African Organisations Pivot to Unified Security Platforms, Genetec Report

Organisations across Africa are accelerating the shift from fragmented surveillance infrastructure to unified security platforms, according to new data from global physical security software firm Genetec.
The company’s 2026 State of Physical Security Report – drawn from responses by more than 7,300 security professionals worldwide, including over 180 from across Africa- finds that over 70% of organisations globally now operate unified or integrated security systems, as enterprises move to consolidate video surveillance, access control, analytics, and cybersecurity onto a single operational environment.
The findings land as demand for connected security infrastructure intensifies across key African markets, particularly South Africa, where the technology is deployed widely across retail, mining, financial services, and transport.
IT and security functions converging
One of the report’s standout Africa-specific findings is the degree to which IT departments have gained access to physical security data. Some 73% of African end users say their IT teams now receive physical security data, significantly above the global average of 52%.
The gap signals a faster-than-average convergence between IT and security functions on the continent — driven largely by the rollout of IP-connected devices, including network cameras and smart access control systems, which sit on corporate networks and require active cyber management.

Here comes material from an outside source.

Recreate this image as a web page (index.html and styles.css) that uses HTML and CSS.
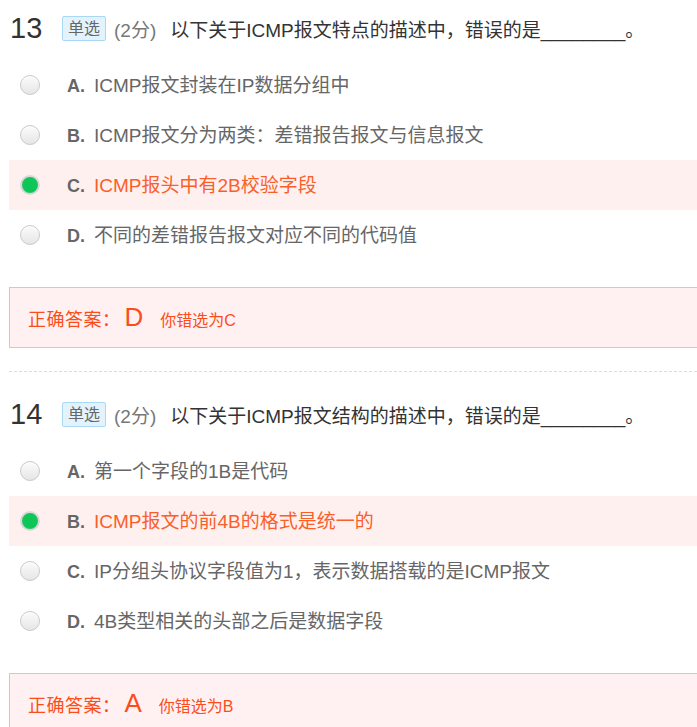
FILE: index.html
```html
<!DOCTYPE html>
<html lang="zh-CN">
<head>
<meta charset="utf-8">
<link rel="stylesheet" href="styles.css">
</head>
<body>
<div class="exam">
  <section class="question">
    <div class="q-head">
      <span class="q-num">13</span>
      <span class="tag">单选</span>
      <span class="score">(2分)</span>
      <span class="q-text">以下关于ICMP报文特点的描述中，错误的是________。</span>
    </div>
    <ul class="options">
      <li class="opt"><span class="radio"></span><span class="line"><span class="key">A.</span><span class="txt">ICMP报文封装在IP数据分组中</span></span></li>
      <li class="opt"><span class="radio"></span><span class="line"><span class="key">B.</span><span class="txt">ICMP报文分为两类：差错报告报文与信息报文</span></span></li>
      <li class="opt sel"><span class="radio on"></span><span class="line"><span class="key">C.</span><span class="txt">ICMP报头中有2B校验字段</span></span></li>
      <li class="opt"><span class="radio"></span><span class="line"><span class="key">D.</span><span class="txt">不同的差错报告报文对应不同的代码值</span></span></li>
    </ul>
    <div class="answer"><span class="a-label">正确答案：</span><span class="a-key">D</span><span class="a-wrong">你错选为C</span></div>
  </section>
  <section class="question next">
    <div class="q-head">
      <span class="q-num">14</span>
      <span class="tag">单选</span>
      <span class="score">(2分)</span>
      <span class="q-text">以下关于ICMP报文结构的描述中，错误的是________。</span>
    </div>
    <ul class="options">
      <li class="opt"><span class="radio"></span><span class="line"><span class="key">A.</span><span class="txt">第一个字段的1B是代码</span></span></li>
      <li class="opt sel"><span class="radio on"></span><span class="line"><span class="key">B.</span><span class="txt">ICMP报文的前4B的格式是统一的</span></span></li>
      <li class="opt"><span class="radio"></span><span class="line"><span class="key">C.</span><span class="txt">IP分组头协议字段值为1，表示数据搭载的是ICMP报文</span></span></li>
      <li class="opt"><span class="radio"></span><span class="line"><span class="key">D.</span><span class="txt">4B类型相关的头部之后是数据字段</span></span></li>
    </ul>
    <div class="answer"><span class="a-label">正确答案：</span><span class="a-key">A</span><span class="a-wrong">你错选为B</span></div>
  </section>
</div>
</body>
</html>
```
FILE: styles.css
```css
html, body {
  margin: 0;
  padding: 0;
  background: #fff;
  overflow: hidden;
}
body {
  font-family: "Liberation Sans", "Noto Sans CJK SC", sans-serif;
  color: #333;
}
.exam {
  padding-left: 9px;
}
.question {
  padding-bottom: 23px;
  border-bottom: 1px dashed #dcdcdc;
}
.question.next {
  padding-top: 14px;
  border-bottom: none;
}
.q-head {
  display: flex;
  align-items: center;
  height: 57px;
  margin-bottom: 3px;
}
.q-num {
  font-size: 29px;
  color: #333;
  width: 53px;
  padding-left: 1px;
  box-sizing: border-box;
}
.tag {
  font-size: 16px;
  color: #666;
  background: #e3f3fd;
  border: 1px solid #aad8f4;
  border-radius: 2px;
  padding: 0 5px;
  height: 23px;
  line-height: 23px;
}
.score {
  font-size: 19px;
  color: #777;
  margin-left: 8px;
}
.q-text {
  font-size: 19px;
  color: #333;
  margin-left: 14px;
}
.options {
  list-style: none;
  margin: 0;
  padding: 0;
}
.opt {
  display: flex;
  align-items: center;
  height: 50px;
  padding-left: 11px;
  font-size: 19px;
  color: #666;
}
.opt.sel {
  background: #fff0f0;
}
.opt.sel .txt {
  color: #fa5f2a;
}
.line {
  display: flex;
  align-items: baseline;
  padding-bottom: 3px;
}
.radio {
  width: 18px;
  height: 18px;
  border-radius: 50%;
  border: 1px solid #c9c9c9;
  background: linear-gradient(#fbfbfb, #e6e6e6);
  box-shadow: inset 0 1px 1px rgba(255,255,255,0.8);
  margin-right: 27px;
  flex: none;
}
.radio.on {
  width: 16px;
  height: 16px;
  border: 2px solid #d8d8d8;
  background: #0cc658;
  box-shadow: inset 0 0 0 1px #25c262;
}
.key {
  font-weight: bold;
  font-size: 18px;
  color: #666;
  width: 27px;
  flex: none;
}
.answer {
  margin-top: 27px;
  height: 59px;
  border: 1px solid #f6b9b6;
  border-right: none;
  background: #fff1f1;
  display: flex;
  align-items: baseline;
  padding-left: 18px;
  line-height: 59px;
  color: #fb4d1c;
}
.a-label {
  font-size: 18px;
  letter-spacing: 0.5px;
}
.a-key {
  font-size: 26px;
  margin-left: 4px;
}
.a-wrong {
  font-size: 16px;
  margin-left: 17px;
}
```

“Organisations across South Africa are rethinking how security systems fit into their broader digital environments,” said Quintin Roberts, Regional Sales Manager at Genetec. “Unified platforms allow teams to move away from reactive monitoring and toward security operations that deliver real-time insight, stronger control, and closer alignment with IT.”
Integration requirements are also reshaping how organisations approach upgrades. Around 60% of global respondents cite the need to integrate new technologies as their primary reason for replacing existing systems – ahead of simple end-of-life replacement.
AI analytics demand more than doubles
Regional appetite for AI-driven analytics has surged, with interest among African end users more than doubling year-on-year. Organisations are increasingly deploying automation to improve incident response times, expand monitoring coverage, and extract operational insights from security data that go beyond traditional safety functions.
The trend reflects a broader repositioning of physical security – from a standalone cost centre to a source of business intelligence feeding into staffing, logistics, and enterprise risk decisions.
“Unified security systems are no longer just about consolidation,” Roberts added. “They are becoming a foundation for how organisations across Africa manage risk, resilience, and operational complexity as digital transformation accelerates.”
Skills shortage a persistent brake on adoption
Despite the momentum, adoption faces structural headwinds. The report finds that 38% of African respondents identify training and upskilling as a key challenge – nearly double the 21% EMEA average – pointing to a widening skills gap in cybersecurity, cloud infrastructure, and data analytics that could slow deployment at scale.
Supply chain constraints are an additional friction point, affecting hardware availability and stretching deployment timelines for organisations looking to modernise legacy infrastructure.
The pattern is consistent with broader technology adoption trends across the continent: demand is running ahead of the local talent and supply ecosystems needed to fulfil it – a gap that will require coordinated action from vendors, system integrators, and policymakers to close.